S. E. – There are about 100 tests of learnings behind-the-scenes. Audience research is our end goal to understand online distribution and to find genuine connections in a large scale audience. Because we have to look at a commercial model at the end, to find ways of making this work commercially. It is still a phase where a lot of this technology is incredibly expensive. Also the expertise is very limited. We have to democratize that a little bit! And to find ways to make everything more accessible, building the skills and craft person shape as we move forward.
S. E. – We’ve been delighted by the fact that online streaming will allow us to find new audiences. There are a couple of reasons for how that’s happened. I think the artistic of collaboration between the RSC, Marshmallow, Manchester International Festival and Nick Cave (who just joined the team, as the voice of The Voice of the Forest). It’s a delightful thing for us to have him onboard and has allowed different audiences to find us. I’m really excited about how audiences find a performance through their own community. The other part of why new audiences are coming is because we’re genuinely premiering something that’s different for all of us. It’s not business as usual for any of the artistic companies.
Looking for innovation at the Royal Shakespeare Company (RSC)
S. E. – We’ve been very fortunate in the UK to receive funding for research. That’s why I feel very personally that we should share that research with our community. It is a community-building exercise, and that community knows what risk you take as well. For the last 10 years we tried things, we built a series of works that have looked at the future of performance. In 2016 the RSC collaborated with The Imaginarium Studio on THE TEMPEST – using real time motion-capture to create an avatar (link). We already work with MIDSUMMER NIGHT’S DREAM with Google in 2013 (link). That was a moment where we reached 30 million people on social media. What do you do with that? It’s not that we take every technology and somehow shoehorn it in. It’s about what the R&D allows us to do as an experiment with technology, to see what we might like to take forward and what works.

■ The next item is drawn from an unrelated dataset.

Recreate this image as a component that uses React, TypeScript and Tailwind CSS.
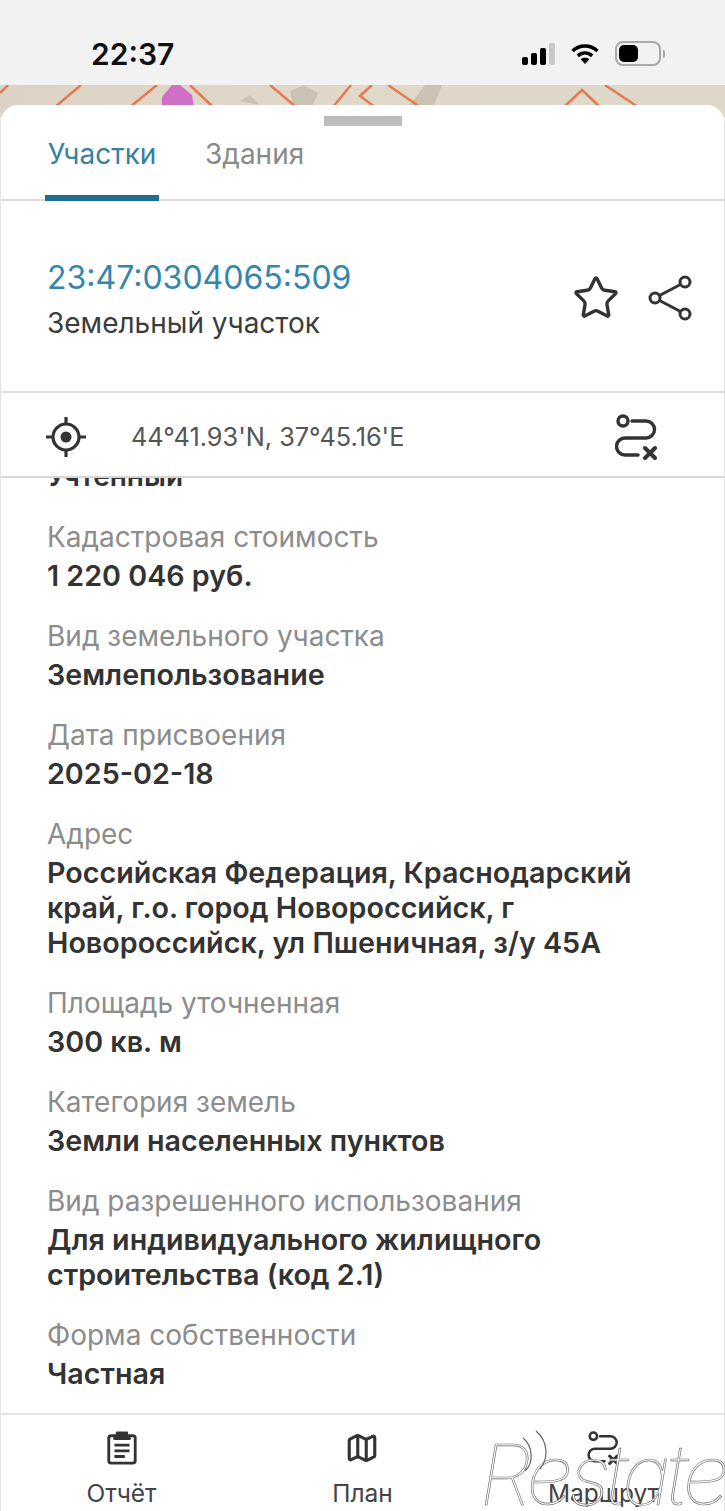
import { Map as MapIcon, Star } from "lucide-react";

const font = "[font-family:Inter,Roboto,sans-serif]";

const rows = [
  { label: "Кадастровая стоимость", value: ["1 220 046 руб."] },
  { label: "Вид земельного участка", value: ["Землепользование"] },
  { label: "Дата присвоения", value: ["2025-02-18"] },
  {
    label: "Адрес",
    value: ["Российская Федерация, Краснодарский", "край, г.о. город Новороссийск, г", "Новороссийск, ул Пшеничная, з/у 45А"],
  },
  { label: "Площадь уточненная", value: ["300 кв. м"] },
  { label: "Категория земель", value: ["Земли населенных пунктов"] },
  { label: "Вид разрешенного использования", value: ["Для индивидуального жилищного", "строительства (код 2.1)"] },
  { label: "Форма собственности", value: ["Частная"] },
];

function RouteIcon({ className }: { className: string }) {
  return (
    <svg viewBox="0 0 42 46" fill="none" stroke="currentColor" strokeWidth="3.4" strokeLinecap="round" className={className}>
      <circle cx="8" cy="7" r="5" />
      <path d="M17 7h14a8.5 8.5 0 0 1 0 17H10a8.5 8.5 0 0 0 0 17h13" />
      <path d="M30 34l10 10M40 34l-10 10" strokeWidth="4" />
    </svg>
  );
}

function ClipboardIcon({ className }: { className: string }) {
  return (
    <svg viewBox="0 0 32 36" fill="none" stroke="currentColor" strokeWidth="3" strokeLinejoin="round" className={className}>
      <rect x="2" y="5" width="28" height="29" rx="2.5" />
      <path d="M11 5V2h10v3l3 3H8z" fill="currentColor" />
      <path d="M8 15h16M8 21h16M8 27h11" />
    </svg>
  );
}

function ShareIcon({ className }: { className: string }) {
  return (
    <svg viewBox="0 0 44 46" fill="none" stroke="currentColor" strokeWidth="3" className={className}>
      <circle cx="37" cy="7" r="5" />
      <circle cx="7" cy="23" r="5" />
      <circle cx="37" cy="39" r="5" />
      <path d="M32.500 9.500L11.500 20.500M11.500 25.500l21 11" />
    </svg>
  );
}

function LocateIcon({ className }: { className: string }) {
  return (
    <svg viewBox="0 0 40 42" fill="none" stroke="currentColor" strokeWidth="3.2" className={className}>
      <circle cx="20" cy="21" r="13" />
      <circle cx="20" cy="21" r="5.500" fill="currentColor" stroke="none" />
      <path d="M20 1v7M20 34v7M0 21h7M33 21h7" />
    </svg>
  );
}

function StatusIcons() {
  return (
    <div className="flex items-center gap-[15px]">
      {/* Signal */}
      <div className="flex items-end gap-[3px]">
        <div className="h-[8px] w-[6px] rounded-[2px] bg-black" />
        <div className="h-[12px] w-[6px] rounded-[2px] bg-black" />
        <div className="h-[17px] w-[6px] rounded-[2px] bg-black" />
        <div className="h-[22px] w-[6px] rounded-[2px] bg-[#c8c8c8]" />
      </div>
      {/* Wifi */}
      <svg viewBox="0 0 30 24" className="h-[23px] w-[30px]" fill="none" stroke="#000" strokeWidth="3.6">
        <path d="M2 9.500c7.500-7 18.500-7 26 0" />
        <path d="M7.500 14.500c4.500-4 10.500-4 15 0" />
        <path d="M15 23l-4.500-5c2.500-2 6.500-2 9 0z" fill="#000" stroke="none" />
      </svg>
      {/* Battery */}
      <div className="flex items-center gap-[2px]">
        <div className="flex h-[25px] w-[46px] items-center rounded-[8px] border-2 border-[#a9a9a9] p-[2px]">
          <div className="h-full w-[19px] rounded-[5px] bg-black" />
        </div>
        <div className="h-[8px] w-[2px] rounded-r bg-[#a9a9a9]" />
      </div>
    </div>
  );
}

export default function App() {
  return (
    <div className={`relative flex h-[1511px] w-[725px] flex-col overflow-hidden bg-white ${font}`}>
      {/* Status bar */}
      <div className="flex h-[85px] items-end justify-between bg-[#f2f2f2] pb-[14px] pl-[91px] pr-[60px]">
        <span className="text-[30px] leading-[34px] font-semibold text-[#111]">22:37</span>
        <div className="pb-[5px]">
          <StatusIcons />
        </div>
      </div>

      {/* Map strip */}
      <div className="h-[32px] bg-gradient-to-r from-[#ddd3c5] via-[#e0d9c9] to-[#ddd8ca]">
        <svg viewBox="0 0 725 32" className="h-[32px] w-[725px]" fill="none">
          <path d="M290 6l14-6 14 8-6 14-18 2zM425 0l17 0-8 20-24 0zM240 16l10-6 10 10z" fill="#cbc2b4" />
          <path d="M162 12l10-12h8l12 10 2 12h-32z" fill="#d070c4" />
          <g stroke="#e57a52" strokeWidth="2.500">
            <path d="M55 22L81 0M130 22L157 0M190 0l23 22M270 0l26 22M333 22L351 0M372 0l-12 11 15 11M388 0l32 22M564 22l18-17 18 17M605 0l33 22M0 8L8 0" />
          </g>
        </svg>
      </div>

      {/* Bottom sheet */}
      <div className="relative -mt-[12px] flex min-h-0 flex-1 flex-col rounded-t-[18px] border-x border-[#e4e4e4] bg-white">
        <div className="flex h-[21px] justify-center pt-[11px]">
          <div className="h-[10px] w-[78px] bg-[#bdbdbd]" />
        </div>

        {/* Tabs */}
        <div className="flex h-[75px] gap-[46px] border-b-2 border-[#dcdcdc] pl-[44px] text-[28px]">
          <div className="relative -mb-[2px] flex w-[114px] justify-center border-b-[6px] border-[#1f6b94] pt-[10px] leading-[36px] text-[#35819f]">
            Участки
          </div>
          <div className="pt-[10px] leading-[36px] text-[#8a8a8a]">Здания</div>
        </div>

        {/* Parcel title */}
        <div className="flex h-[192px] items-center justify-between border-b-2 border-[#dedede] pl-[46px] pr-[32px] pt-[10px]">
          <div>
            <div className="text-[32px] leading-[44px] text-[#3387ac]">23:47:0304065:509</div>
            <div className="text-[28px] leading-[46px] text-[#3c3c3c]">Земельный участок</div>
          </div>
          <div className="flex items-center gap-[28px] pb-[6px] text-[#333]">
            <Star className="size-[48px]" strokeWidth={1.7} />
            <ShareIcon className="h-[46px] w-[44px]" />
          </div>
        </div>

        {/* Coordinates */}
        <div className="flex h-[85px] items-center justify-between border-b-2 border-[#d6d6d6] pl-[45px] pr-[67px] pt-[4px]">
          <div className="flex items-center gap-[45px]">
            <LocateIcon className="h-[42px] w-[40px] text-[#333]" />
            <span className="text-[25.300px] text-[#555]">44°41.93'N, 37°45.16'E</span>
          </div>
          <RouteIcon className="h-[46px] w-[42px] text-[#333]" />
        </div>

        {/* Scrolled details */}
        <div className="flex min-h-0 flex-1 flex-col justify-end gap-[26px] overflow-hidden border-b-2 border-[#e2e2e2] pb-[22px] pl-[46px]">
          <div className="text-[28px] leading-[36px] font-semibold text-[#333]">Учтенный</div>
          {rows.map((row) => (
            <div key={row.label} className="flex flex-col gap-[2px]">
              <div className="-mt-px text-[28px] leading-[36px] text-[#8c8c8c]">{row.label}</div>
              <div className="mt-px text-[28.700px] leading-[35px] font-semibold text-[#333]">
                {row.value.map((line) => (
                  <div key={line}>{line}</div>
                ))}
              </div>
            </div>
          ))}
        </div>

        {/* Bottom nav */}
        <div className="grid h-[96px] grid-cols-3 justify-items-center pt-[16px] text-[24.500px] leading-[30px] text-[#444]">
          <div className="flex flex-col items-center gap-[13px]">
            <ClipboardIcon className="h-[34px] w-[32px] text-[#333]" />
            <span>Отчёт</span>
          </div>
          <div className="flex flex-col items-center gap-[13px]">
            <MapIcon className="h-[34px] w-[40px] text-[#333]" strokeWidth={2.2} />
            <span>План</span>
          </div>
          <div className="flex flex-col items-center gap-[13px]">
            <RouteIcon className="h-[34px] w-[32px] text-[#333]" />
            <span>Маршрут</span>
          </div>
        </div>
      </div>

      {/* Watermark */}
      <div className="pointer-events-none absolute -bottom-[6px] right-0 text-[84px] leading-[84px] font-thin tracking-[-4px] text-white italic [-webkit-text-stroke:0.6px_#666]">
        Restate
      </div>
      <svg viewBox="0 0 40 50" fill="none" stroke="#666" strokeWidth="1.2" className="pointer-events-none absolute left-[520px] top-[1430px] h-[50px] w-[40px]">
        <path d="M3 8c10 8 11 25 2 33M16 1c12 10 13 27 4 38" />
      </svg>
    </div>
  );
}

Always, always at the heart of what we do is looking at what the promise of theatre is.
S. E. – (DREAM) is just such a wonderful play to innovate with. It’s got so much in it. We are on this performance taking in the fairy world and the forest in the natural environment. And that’s what we will focus on. The play talks about humanity, about the world in flux. It is really confused by the behaviour of the human world. And I think in a pandemic, it may be one of the most brilliant titles for us to use to reimagine, rebuild and repair maybe what we’ve lost. We’re making the play for the time we’re in now. And maybe we might be able to take some of those audiences and communities forward as we come through the pandemic – with maybe a positive thing from a very, very difficult time.
DREAM at SXSW
S. E. – We really are delighted to be part of the SXSW and to reach that global audience. We program times that work for East Coast, West Coast in the US and then Asia Pacific. We’re kind of touring! It’s lovely to be part of this festival, to be able to touch as many homes as possible. After that and the scheduled performances we’ll see where we are and if it might have a future life – which will be exciting. Our next job is to get the learnings out. How to use this project potentially to get a wider reach? How can we get the communities’ work understood and shared more broadly?